Inclusive Growth in a Fragmented Global Economy
As geopolitical tensions intensify and global supply chains become more fragmented, the challenge of achieving inclusive growth in the Global South becomes even more complex. Economic development must not only focus on increasing GDP growth but also ensure that growth translates into improved livelihoods, employment opportunities, and social equity.
Technological transformation will play a crucial role in this process. Digital infrastructure, artificial intelligence, and renewable energy systems offer opportunities for developing countries to leapfrog traditional stages of development. At the same time, policy frameworks must ensure that technological progress benefits small businesses, workers, and local communities rather than concentrating gains in a few sectors.
A Futuristic Outlook: Toward a Multipolar Development Finance System
The future of development finance is likely to be shaped by a more multipolar and diversified financial architecture. Traditional multilateral institutions, emerging development banks, sovereign wealth funds, and private capital markets will increasingly coexist as sources of development financing.
Countries in the Global South will need to navigate this complex landscape carefully, balancing economic opportunities with financial sustainability. Strategic investments in infrastructure, technology, and human capital will be essential for achieving long-term inclusive growth.

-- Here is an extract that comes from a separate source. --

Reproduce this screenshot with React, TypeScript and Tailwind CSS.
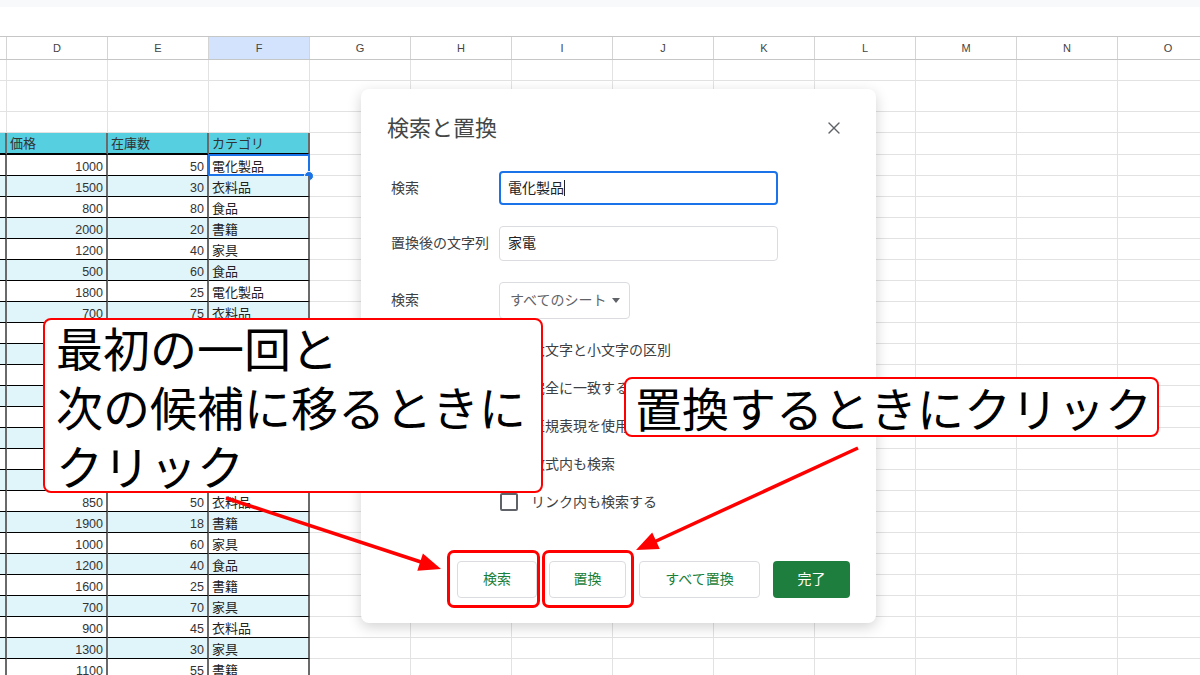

Ultimately, the success of development efforts will depend not only on the availability of financing but also on the quality of governance, transparency of projects, and the ability of nations to integrate economic growth with social and environmental sustainability. In a world marked by geopolitical uncertainty and economic transformation, the Global South stands at a critical juncture—where the choices made today will shape the trajectory of development for decades to come.